Keeping up with the market in terms of building appearance and maintenance is also important to mitigate risks. Whitburn advises that investors ensure they have decent provision for repairs and maintenance.
“Time will strike you and you will need to lay out some major expenditure for something like earthquake strengthening, re-roofing, or fixing building leaks. It also pays to get a good facilities management contractor to assist with your property management and maintenance.”
Going Forward
Looking ahead, Whitburn believes the commercial outlook is good for most areas of the country although the markets do vary across property types and the cities or towns they are in. “In general terms, things look positive with no sizeable vacancy rates in the major centres, and improving conditions with demand mildly outstripping supply.”

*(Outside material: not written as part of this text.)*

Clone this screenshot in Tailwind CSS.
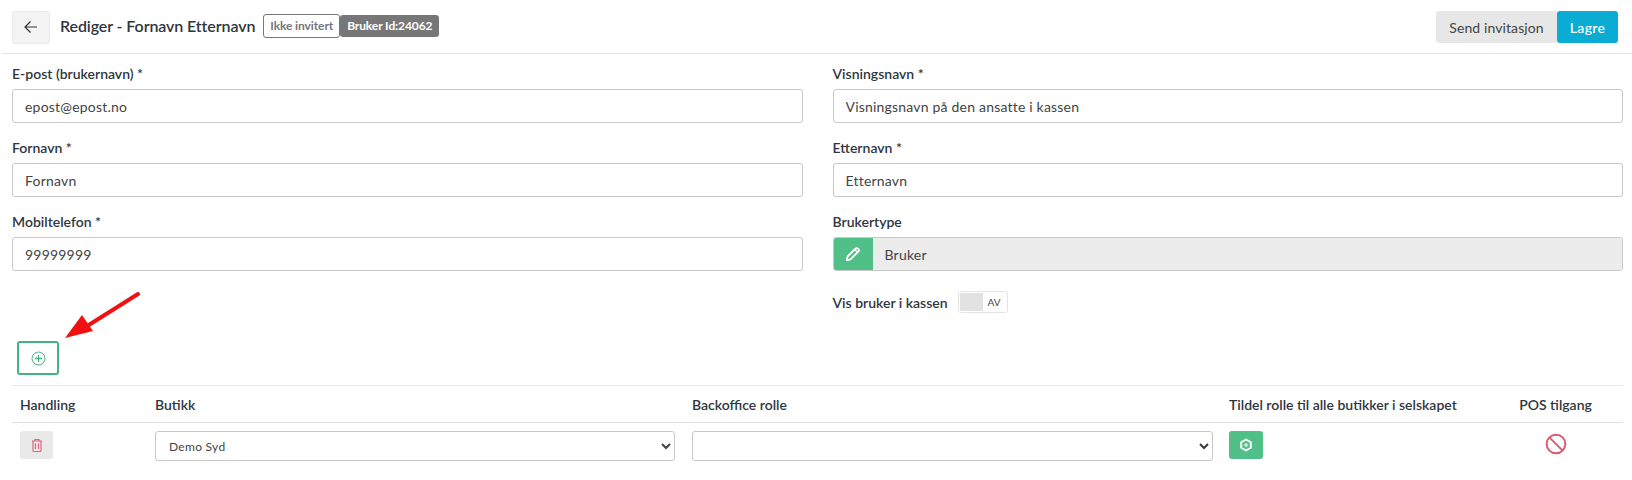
<!DOCTYPE html>
<html lang="no">
<head>
<meta charset="utf-8">
<title>Rediger bruker</title>
<script src="https://cdn.jsdelivr.net/npm/@tailwindcss/browser@4"></script>
</head>
<body class="bg-white font-['Lato',sans-serif] text-[#343a40] h-[480px] overflow-hidden">
<div class="relative">
    <!-- Header -->
    <div class="flex items-center justify-between h-[54px] ml-[2px] pl-[10px] pr-[14px] pt-px border-b border-[#e4e4e4]">
        <div class="flex items-center">
            <button class="w-[38px] h-[33px] flex items-center justify-center bg-[#f3f3f3] border border-[#e9e9e9] rounded-[3px]">
                <svg class="w-[14px] h-[14px] text-[#333]" fill="none" stroke="currentColor" viewBox="0 0 14 14">
                    <path stroke-width="1.2" d="M13 7H1.5M6.5 1.5L1 7l5.500 5.500"></path>
                </svg>
            </button>
            <h1 class="ml-[10px] mb-[3px] text-[16px] font-semibold tracking-[-0.1px] text-[#2f3640]">Rediger - Fornavn Etternavn</h1>
            <span class="ml-[8px] mb-[2px] h-[24px] px-[6px] flex items-center border border-[#777] rounded-[3px] text-[12px] font-bold tracking-[-0.1px] text-[#777]">Ikke invitert</span>
            <span class="mb-[2px] h-[22px] px-[7px] flex items-center bg-[#777] rounded-[3px] text-[12px] font-bold tracking-[-0.1px] text-white">Bruker Id:24062</span>
        </div>
        <div class="flex items-center">
            <button class="h-[32px] w-[121px] bg-[#e7e7e7] rounded-l-[3px] text-[14px] text-[#444] tracking-[0.1px]">Send invitasjon</button>
            <button class="h-[32px] w-[61px] bg-[#0bacd3] rounded-[3px] text-[14px] font-medium text-white tracking-[0.3px]">Lagre</button>
        </div>
    </div>

    <!-- Form -->
    <div class="grid grid-cols-2 gap-x-[30px] pl-[12px] pr-[9px] pt-[9px]">
        <div>
            <label class="block h-[26px] text-[14px] font-semibold text-[#2f3640]">E-post (brukernavn) *</label>
            <input class="block w-full h-[34px] px-[12px] bg-white border border-[#c8c8c8] rounded-[3px] text-[14px] tracking-[0.2px] text-[#444]" value="epost@epost.no">
        </div>
        <div>
            <label class="block h-[26px] text-[14px] font-semibold text-[#2f3640]">Visningsnavn *</label>
            <input class="block w-full h-[34px] px-[12px] bg-white border border-[#c8c8c8] rounded-[3px] text-[14px] tracking-[0.2px] text-[#444]" value="Visningsnavn på den ansatte i kassen">
        </div>
        <div class="mt-[14px]">
            <label class="block h-[26px] text-[14px] font-semibold text-[#2f3640]">Fornavn *</label>
            <input class="block w-full h-[34px] px-[12px] bg-white border border-[#c8c8c8] rounded-[3px] text-[14px] tracking-[0.2px] text-[#444]" value="Fornavn">
        </div>
        <div class="mt-[14px]">
            <label class="block h-[26px] text-[14px] font-semibold text-[#2f3640]">Etternavn *</label>
            <input class="block w-full h-[34px] px-[12px] bg-white border border-[#c8c8c8] rounded-[3px] text-[14px] tracking-[0.2px] text-[#444]" value="Etternavn">
        </div>
        <div class="mt-[14px]">
            <label class="block h-[26px] text-[14px] font-semibold text-[#2f3640]">Mobiltelefon *</label>
            <input class="block w-full h-[34px] px-[12px] bg-white border border-[#c8c8c8] rounded-[3px] text-[14px] tracking-[0.2px] text-[#444]" value="99999999">
        </div>
        <div class="mt-[14px]">
            <label class="block h-[26px] text-[14px] font-semibold text-[#2f3640]">Brukertype</label>
            <div class="flex h-[34px] border border-[#c8c8c8] rounded-[3px] overflow-hidden">
                <span class="w-[39px] flex items-center justify-center bg-[#50bf88]">
                    <svg class="w-[16px] h-[16px] text-white" fill="none" stroke="currentColor" viewBox="0 0 14 14">
                        <path stroke-width="1.6" stroke-linejoin="round" d="M1.500 12.500l.8-3.300 7-7a1.300 1.300 0 0 1 1.900 0l.6.6a1.300 1.300 0 0 1 0 1.900l-7 7z"></path>
                        <path stroke-width="1.200" d="M8.500 3l2.500 2.500"></path>
                    </svg>
                </span>
                <span class="flex-1 flex items-center pl-[12px] bg-[#ececec] text-[14px] tracking-[0.2px] text-[#444]">Bruker</span>
            </div>
            <div class="flex items-center mt-[20px]">
                <span class="text-[14px] font-semibold text-[#2f3640]">Vis bruker i kassen</span>
                <span class="ml-[10px] w-[50px] h-[22px] p-[1px] flex items-center border border-[#e4e4e4] rounded-[3px]">
                    <span class="w-[23px] h-[18px] bg-[#e2e2e2]"></span>
                    <span class="flex-1 text-center text-[10px] text-[#444]">AV</span>
                </span>
            </div>
        </div>
    </div>

    <!-- Add row -->
    <div class="pl-[17px] mt-[28px]">
        <button class="w-[42px] h-[34px] flex items-center justify-center border-2 border-[#44b581] rounded-[3px]">
            <svg class="w-[15px] h-[15px] text-[#44b581]" fill="none" stroke="currentColor" viewBox="0 0 15 15">
                <circle cx="7.500" cy="7.500" r="6.500" stroke-width="1"></circle>
                <path stroke-width="1.300" d="M7.500 4v7M4 7.500h7"></path>
            </svg>
        </button>
    </div>

    <!-- Store roles -->
    <div class="mt-[10px] ml-[12px] mr-[9px] border-t border-[#e9e9e9]">
        <div class="grid grid-cols-[143px_537px_537px_289px_1fr] h-[37px] items-center border-b border-[#e0e0e0] text-[14px] font-semibold text-[#2f3640]">
            <span class="pl-[8px]">Handling</span>
            <span>Butikk</span>
            <span>Backoffice rolle</span>
            <span>Tildel rolle til alle butikker i selskapet</span>
            <span class="text-center pr-[30px]">POS tilgang</span>
        </div>
        <div class="grid grid-cols-[143px_537px_537px_289px_1fr] items-start pt-[8px]">
            <div class="pl-[8px]">
                <button class="w-[33px] h-[28px] flex items-center justify-center bg-[#e9e9e9] rounded-[3px]">
                    <svg class="w-[12px] h-[14px] text-[#e2657c]" fill="none" stroke="currentColor" viewBox="0 0 12 14">
                        <path stroke-width="1.200" d="M1 3h10M4 3V1.500h4V3M2 3v9.500a1 1 0 0 0 1 1h6a1 1 0 0 0 1-1V3M4.500 5.500v5.500M7.500 5.500v5.500"></path>
                    </svg>
                </button>
            </div>
            <div class="pr-[17px]">
                <select class="block w-full h-[30px] pl-[9px] pr-[3px] bg-white border border-[#c8c8c8] rounded-[3px] text-[12px] tracking-[0.3px] text-[#444]">
                    <option>Demo Syd</option>
                </select>
            </div>
            <div class="pr-[16px]">
                <select class="block w-full h-[30px] pl-[9px] pr-[3px] bg-white border border-[#c8c8c8] rounded-[3px] text-[12px]">
                    <option></option>
                </select>
            </div>
            <div>
                <button class="w-[34px] h-[28px] flex items-center justify-center bg-[#50bf88] rounded-[3px]">
                    <svg class="w-[14px] h-[14px] text-white" fill="none" stroke="currentColor" viewBox="0 0 14 14">
                        <path stroke-width="2" stroke-linejoin="round" d="M7 1.500l4.800 2.750v5.500L7 12.500 2.200 9.750v-5.500z"></path>
                        <circle cx="7" cy="7" r="1.300" stroke-width="1"></circle>
                    </svg>
                </button>
            </div>
            <div class="flex justify-center pt-[2px] pr-[30px]">
                <svg class="w-[22px] h-[22px] text-[#dc5a6e]" fill="none" stroke="currentColor" viewBox="0 0 20 20">
                    <circle cx="10" cy="10" r="8.500" stroke-width="1.800"></circle>
                    <path stroke-width="1.800" d="M4 4l12 12"></path>
                </svg>
            </div>
        </div>
    </div>

    <!-- Annotation arrow -->
    <svg class="absolute left-[60px] top-[288px] w-[85px] h-[55px]" viewBox="0 0 85 55">
        <path fill="none" stroke="#f01010" stroke-width="4" stroke-linecap="round" d="M78 6L24 40"></path>
        <path fill="#f01010" d="M5 50L22 27l11 16z"></path>
    </svg>
</div>
</body>
</html>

He points to industrial property as well worth considering. That’s because warehouse spaces need to increase to meet the trends of online shopping as retailers shift their focus to stock management and centralised delivery and logistics systems to fulfil orders.
“Personally, I am planning to purchase another commercial property. I’ll be using the develop-to-hold strategy to get the developer’s margin for taking some risk. I’ll also ensure that I have an extremely high NBS rating and that I work with tenants in advance to deliver exactly what they want to get a long term lease income.”